Provided records:
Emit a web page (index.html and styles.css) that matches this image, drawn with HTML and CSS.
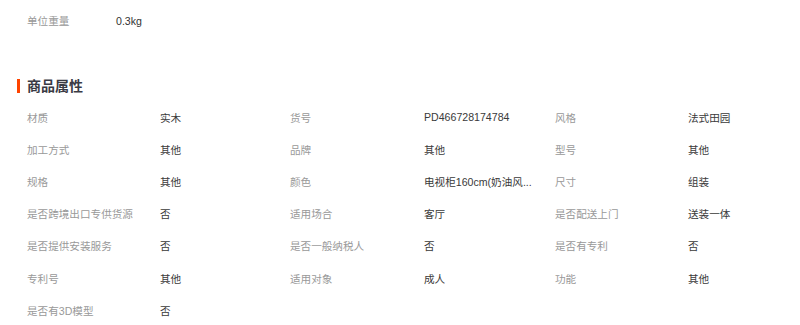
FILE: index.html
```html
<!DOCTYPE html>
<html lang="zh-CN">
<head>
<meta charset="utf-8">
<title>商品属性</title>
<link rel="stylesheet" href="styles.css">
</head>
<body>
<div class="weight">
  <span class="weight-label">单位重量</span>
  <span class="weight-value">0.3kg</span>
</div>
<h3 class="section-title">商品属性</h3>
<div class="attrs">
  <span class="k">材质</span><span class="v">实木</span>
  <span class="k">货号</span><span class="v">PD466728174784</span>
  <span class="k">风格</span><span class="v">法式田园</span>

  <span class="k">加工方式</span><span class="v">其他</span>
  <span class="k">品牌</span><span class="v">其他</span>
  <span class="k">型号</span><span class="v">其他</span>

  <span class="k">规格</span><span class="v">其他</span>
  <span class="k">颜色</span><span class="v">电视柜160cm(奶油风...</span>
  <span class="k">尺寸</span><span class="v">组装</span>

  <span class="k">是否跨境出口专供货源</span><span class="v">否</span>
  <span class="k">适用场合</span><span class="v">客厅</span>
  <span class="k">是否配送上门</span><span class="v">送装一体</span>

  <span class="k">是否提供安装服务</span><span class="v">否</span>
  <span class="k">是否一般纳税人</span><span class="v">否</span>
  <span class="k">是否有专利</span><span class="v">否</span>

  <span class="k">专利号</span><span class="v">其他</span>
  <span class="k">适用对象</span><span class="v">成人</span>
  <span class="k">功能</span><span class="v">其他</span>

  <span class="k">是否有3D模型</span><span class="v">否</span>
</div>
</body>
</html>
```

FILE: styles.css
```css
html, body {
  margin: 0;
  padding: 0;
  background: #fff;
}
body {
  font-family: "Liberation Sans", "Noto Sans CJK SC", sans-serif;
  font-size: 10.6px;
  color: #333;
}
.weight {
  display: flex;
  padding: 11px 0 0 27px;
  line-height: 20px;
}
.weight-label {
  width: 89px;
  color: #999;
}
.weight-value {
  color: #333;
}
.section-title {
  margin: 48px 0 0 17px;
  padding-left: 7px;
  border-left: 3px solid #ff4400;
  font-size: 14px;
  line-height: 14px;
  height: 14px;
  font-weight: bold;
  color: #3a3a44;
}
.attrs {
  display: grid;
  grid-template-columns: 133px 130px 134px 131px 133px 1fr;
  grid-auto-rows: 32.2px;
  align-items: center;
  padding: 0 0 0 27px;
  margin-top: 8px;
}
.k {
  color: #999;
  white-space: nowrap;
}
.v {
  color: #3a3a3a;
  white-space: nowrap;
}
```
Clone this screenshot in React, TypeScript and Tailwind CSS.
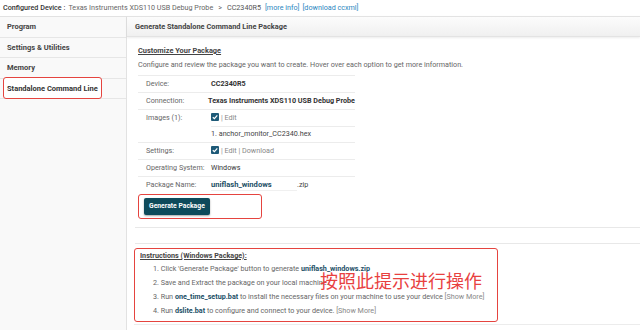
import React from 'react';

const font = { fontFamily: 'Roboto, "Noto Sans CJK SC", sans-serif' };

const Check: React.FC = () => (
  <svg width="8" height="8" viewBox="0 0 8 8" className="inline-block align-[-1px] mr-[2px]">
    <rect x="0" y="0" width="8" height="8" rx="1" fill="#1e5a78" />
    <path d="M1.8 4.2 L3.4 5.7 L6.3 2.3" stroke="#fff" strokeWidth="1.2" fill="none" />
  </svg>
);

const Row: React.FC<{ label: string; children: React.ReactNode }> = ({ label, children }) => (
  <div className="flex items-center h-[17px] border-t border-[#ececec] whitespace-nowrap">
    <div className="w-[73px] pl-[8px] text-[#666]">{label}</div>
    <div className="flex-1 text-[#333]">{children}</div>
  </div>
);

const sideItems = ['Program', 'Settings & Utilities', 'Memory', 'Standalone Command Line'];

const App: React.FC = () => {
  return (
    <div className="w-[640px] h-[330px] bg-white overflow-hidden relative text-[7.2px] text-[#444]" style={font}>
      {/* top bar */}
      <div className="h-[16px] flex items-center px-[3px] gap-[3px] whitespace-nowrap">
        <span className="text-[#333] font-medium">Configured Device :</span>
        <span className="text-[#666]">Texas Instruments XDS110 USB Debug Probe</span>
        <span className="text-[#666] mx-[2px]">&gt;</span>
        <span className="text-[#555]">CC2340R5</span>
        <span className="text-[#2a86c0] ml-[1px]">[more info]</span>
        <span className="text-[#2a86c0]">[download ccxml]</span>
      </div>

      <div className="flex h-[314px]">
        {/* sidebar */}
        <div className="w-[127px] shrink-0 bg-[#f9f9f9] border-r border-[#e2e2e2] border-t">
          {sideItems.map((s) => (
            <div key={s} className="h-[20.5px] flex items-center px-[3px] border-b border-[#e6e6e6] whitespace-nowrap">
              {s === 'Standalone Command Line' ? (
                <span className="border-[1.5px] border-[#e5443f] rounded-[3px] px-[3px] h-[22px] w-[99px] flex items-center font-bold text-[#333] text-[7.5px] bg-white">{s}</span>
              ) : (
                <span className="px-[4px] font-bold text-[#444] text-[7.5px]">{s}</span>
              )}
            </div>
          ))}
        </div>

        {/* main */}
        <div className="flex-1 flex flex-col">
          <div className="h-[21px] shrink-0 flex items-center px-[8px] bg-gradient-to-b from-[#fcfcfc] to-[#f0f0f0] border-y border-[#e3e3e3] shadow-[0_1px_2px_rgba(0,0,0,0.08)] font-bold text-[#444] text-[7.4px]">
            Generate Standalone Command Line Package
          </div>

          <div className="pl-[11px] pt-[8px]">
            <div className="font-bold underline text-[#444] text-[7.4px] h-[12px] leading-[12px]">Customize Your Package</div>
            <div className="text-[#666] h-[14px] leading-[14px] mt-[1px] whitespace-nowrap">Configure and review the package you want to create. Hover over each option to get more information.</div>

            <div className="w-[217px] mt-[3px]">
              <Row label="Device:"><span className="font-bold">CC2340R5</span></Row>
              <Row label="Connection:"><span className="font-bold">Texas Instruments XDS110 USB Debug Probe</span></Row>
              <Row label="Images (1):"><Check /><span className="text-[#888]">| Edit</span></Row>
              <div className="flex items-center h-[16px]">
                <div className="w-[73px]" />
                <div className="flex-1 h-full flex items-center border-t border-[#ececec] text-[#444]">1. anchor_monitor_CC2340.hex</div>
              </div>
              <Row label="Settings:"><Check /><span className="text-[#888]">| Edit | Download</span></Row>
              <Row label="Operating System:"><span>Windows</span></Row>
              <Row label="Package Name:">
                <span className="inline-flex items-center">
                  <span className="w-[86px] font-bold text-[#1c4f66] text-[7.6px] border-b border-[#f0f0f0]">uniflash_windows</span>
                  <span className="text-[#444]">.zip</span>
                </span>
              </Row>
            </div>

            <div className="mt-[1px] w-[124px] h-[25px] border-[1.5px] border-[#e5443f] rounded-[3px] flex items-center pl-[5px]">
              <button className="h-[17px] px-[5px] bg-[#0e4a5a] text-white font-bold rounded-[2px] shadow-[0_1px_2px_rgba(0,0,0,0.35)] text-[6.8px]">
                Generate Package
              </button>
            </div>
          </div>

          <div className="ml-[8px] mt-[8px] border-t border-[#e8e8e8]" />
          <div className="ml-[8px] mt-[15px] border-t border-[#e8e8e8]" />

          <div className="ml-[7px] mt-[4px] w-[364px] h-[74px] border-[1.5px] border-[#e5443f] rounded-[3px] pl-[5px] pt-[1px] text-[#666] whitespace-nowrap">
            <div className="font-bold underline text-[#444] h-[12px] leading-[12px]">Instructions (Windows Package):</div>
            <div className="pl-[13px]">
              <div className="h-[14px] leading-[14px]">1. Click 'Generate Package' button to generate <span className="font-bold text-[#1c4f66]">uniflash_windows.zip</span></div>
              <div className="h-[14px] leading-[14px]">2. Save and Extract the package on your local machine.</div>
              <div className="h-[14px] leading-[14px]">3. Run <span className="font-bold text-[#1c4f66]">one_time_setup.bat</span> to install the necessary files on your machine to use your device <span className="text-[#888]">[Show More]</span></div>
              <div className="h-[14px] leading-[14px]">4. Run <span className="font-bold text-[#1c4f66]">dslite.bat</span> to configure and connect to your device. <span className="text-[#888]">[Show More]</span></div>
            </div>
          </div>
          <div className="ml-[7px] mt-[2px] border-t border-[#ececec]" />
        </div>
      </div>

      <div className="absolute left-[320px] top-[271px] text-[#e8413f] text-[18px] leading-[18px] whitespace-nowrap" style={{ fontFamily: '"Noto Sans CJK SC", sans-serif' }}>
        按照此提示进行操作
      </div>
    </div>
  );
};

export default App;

Work to be completed:
Leave out the pictures, and copy only the lines from the one holding "Clone this screenshot" through the one holding "const sideItems = ['Program', 'Settings", exactly as written.

Exercise solution:
Clone this screenshot in React, TypeScript and Tailwind CSS.
import React from 'react';

const font = { fontFamily: 'Roboto, "Noto Sans CJK SC", sans-serif' };

const Check: React.FC = () => (
  <svg width="8" height="8" viewBox="0 0 8 8" className="inline-block align-[-1px] mr-[2px]">
    <rect x="0" y="0" width="8" height="8" rx="1" fill="#1e5a78" />
    <path d="M1.8 4.2 L3.4 5.7 L6.3 2.3" stroke="#fff" strokeWidth="1.2" fill="none" />
  </svg>
);

const Row: React.FC<{ label: string; children: React.ReactNode }> = ({ label, children }) => (
  <div className="flex items-center h-[17px] border-t border-[#ececec] whitespace-nowrap">
    <div className="w-[73px] pl-[8px] text-[#666]">{label}</div>
    <div className="flex-1 text-[#333]">{children}</div>
  </div>
);

const sideItems = ['Program', 'Settings & Utilities', 'Memory', 'Standalone Command Line'];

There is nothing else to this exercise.